The largest chunk gives teachers $125 for classroom expenses

Gov. Brian Kemp has announced how he will distribute more of the discretionary funding Congress gave him and other governors for pandemic relief in education.

Money for classroom expenses is his largest line item in the $47 million disbursement.

Teachers often dig into their own pockets to pay for things like books, pencils, facial tissues and rugs. Kemp is giving $125 classroom grants for all K-12 teachers and paraprofessionals in the state toward their expenses.

That allocation totals $15.4 million — about a third of this latest round of pass-through funding.

The money is from the federal Governors Emergency Education Relief Fund. Kemp has previously moved larger sums. For instance, he announced a $105 million allocation in August 2020 that included $29 million for school broadband extension.

More than half of the current outlay will go toward K-12 schools and related services, including $4.7 million for dyslexia screening and intervention and $4 million for 10 future charter schools. About $18 million is dedicated to college students, mostly to expand the pipeline of teachers, nurses and commercial drivers.

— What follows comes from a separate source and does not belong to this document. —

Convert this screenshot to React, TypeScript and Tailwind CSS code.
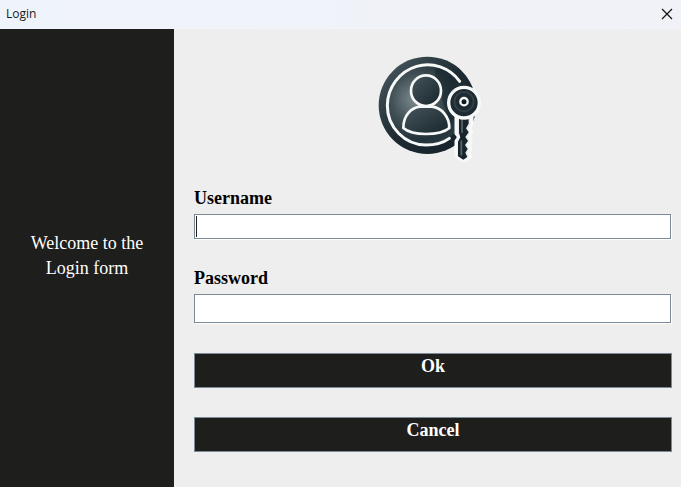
import React from "react";

function LoginIcon() {
  return (
    <svg
      className="h-[109px] w-[110px]"
      viewBox="9 27 330 327"
      fill="none"
      strokeLinecap="round"
      strokeLinejoin="round"
      role="img"
      aria-label="User with key"
    >
      <defs>
        <radialGradient id="disc" cx="36%" cy="42%" r="64%">
          <stop offset="0" stopColor="#7c8c90" />
          <stop offset="0.45" stopColor="#435257" />
          <stop offset="0.8" stopColor="#24333a" />
          <stop offset="1" stopColor="#2a3a41" />
        </radialGradient>
        <linearGradient id="rim" x1="0" y1="0" x2="1" y2="1">
          <stop offset="0" stopColor="#4d5e64" />
          <stop offset="0.5" stopColor="#1d2a31" />
          <stop offset="1" stopColor="#142129" />
        </linearGradient>
        <linearGradient id="person" x1="0" y1="0" x2="1" y2="1">
          <stop offset="0" stopColor="#46565c" />
          <stop offset="1" stopColor="#17242b" />
        </linearGradient>
      </defs>
      <circle cx="172" cy="181" r="146" fill="url(#rim)" />
      <circle cx="168" cy="181" r="120" fill="url(#disc)" />
      <path d="M196 98 Q222 118 216 166 L240 230 L282 200 Q284 150 264 112 Q235 76 196 62Z" fill="#17242b" opacity="0.55" />
      <path
        d="M269 109 C239 68 187 50 140 64 C88 79 52 128 52 182 C52 247 105 300 168 300 C195 300 219 294 238 280"
        stroke="#f7f9f9"
        strokeWidth="9"
      />
      <path
        d="M100 249 C100 210 126 187 150 185 H186 C214 188 238 214 238 249 C222 263 196 267 168 267 C139 267 116 263 100 249Z"
        fill="url(#person)"
        stroke="#f7f9f9"
        strokeWidth="8"
      />
      <ellipse cx="168" cy="137" rx="45" ry="46" fill="url(#person)" stroke="#f7f9f9" strokeWidth="8" />
      <path
        d="M258 212 L258 266 L266 276 L258 288 L258 334 L274 346 H288 L302 334 L297 322 L303 312 L297 300 L304 289 L298 276 L305 263 L299 250 L306 238 V212Z"
        fill="#e9edee"
        stroke="#f7f9f9"
        strokeWidth="9"
      />
      <path
        d="M267 218 H296 V236 L288 250 L296 262 L286 276 L294 288 L285 300 L293 312 L286 323 L292 336 L280 344 L264 334 V290 L271 277 L267 264Z"
        fill="#18242b"
      />
      <path d="M276 222 V262 M274 288 V330" stroke="#59676c" strokeWidth="5" />
      <circle cx="282" cy="173" r="46" fill="#1e2b32" stroke="#f7f9f9" strokeWidth="10" />
      <circle cx="282" cy="170" r="29" stroke="#35444a" strokeWidth="5" />
      <circle cx="282" cy="170" r="11" fill="#101a1f" stroke="#f7f9f9" strokeWidth="7" />
    </svg>
  );
}

const fieldClass =
  "block w-full border border-[#7a8a99] bg-white px-1 text-[18px] text-black shadow-[1px_1px_0_#ffffff] outline-none";
const labelClass = "mb-1 block text-[18px] leading-6 font-bold text-black";
const buttonClass =
  "flex w-full h-[35px] items-start justify-center border border-[#7a8a99] bg-[#1e1e1c] text-[18px] leading-6 font-bold text-white";

export default function App() {
  return (
    <div className="flex min-h-screen flex-col bg-[#eeeeee] font-['Liberation_Serif',serif]">
      <header className="flex h-[29px] items-center justify-between bg-linear-to-r from-[#eff3fb] to-[#f1f2f7] pr-2 pb-[2px] pl-[6px]">
        <h1 className="font-['Open_Sans',sans-serif] text-[12px] leading-4 text-[#1a1a1a]">Login</h1>
        <button type="button" aria-label="Close" className="flex size-3 items-center justify-center">
          <svg className="size-[12px]" viewBox="0 0 12 12" stroke="#111111" strokeWidth="1.2">
            <path d="M1 1 L11 11 M11 1 L1 11" />
          </svg>
        </button>
      </header>
      <div className="flex flex-1">
        <aside className="flex w-[174px] shrink-0 items-center justify-center bg-[#1e1e1c] px-5 pb-1">
          <p className="text-center text-[18px] leading-[25px] text-white">
            Welcome to the
            <br />
            Login form
          </p>
        </aside>
        <main className="min-w-0 flex-1 pt-[25px] pb-6">
          <div className="flex justify-center">
            <LoginIcon />
          </div>
          <form className="pt-[23px] pr-[9px] pl-5" onSubmit={(e) => e.preventDefault()}>
            <label htmlFor="username" className={labelClass}>
              Username
            </label>
            <div className="relative mr-px">
              <input id="username" type="text" className={`${fieldClass} h-[25px]`} />
              <span aria-hidden="true" className="absolute inset-y-[2px] left-[2px] w-px bg-[#222222]" />
            </div>
            <div className="mt-[27px] mr-px">
              <label htmlFor="password" className={labelClass}>
                Password
              </label>
              <input id="password" type="password" className={`${fieldClass} h-[29px]`} />
            </div>
            <div className="mt-[30px] flex flex-col gap-[29px]">
              <button type="submit" className={buttonClass}>
                Ok
              </button>
              <button type="button" className={buttonClass}>
                Cancel
              </button>
            </div>
          </form>
        </main>
      </div>
    </div>
  );
}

“With this new round of support, we will help get our educators and students across the finish line of the pandemic,” Kemp said in his announcement.

This federal funding is separate from the $2,000 teacher pay raise the governor has said he will put in the state budget for teachers.

A report last week by the largest educator advocacy group in the state, the Professional Association of Georgia Educators, found that more than 90% of teachers and administrators surveyed last fall saw a shortage in substitute teachers and bus drivers. The report notes that state funding for substitute teachers and busing has not kept up with costs.

Kemp is underfunding the state school funding formula, which calculates that they should be getting $383 million more. The Associated Press reported this week that Kemp plans to ask lawmakers to budget the full amount. The pay raise and full funding for Georgia’s Quality Basic Education funding formula would add $844 million to the state budget, the AP reported.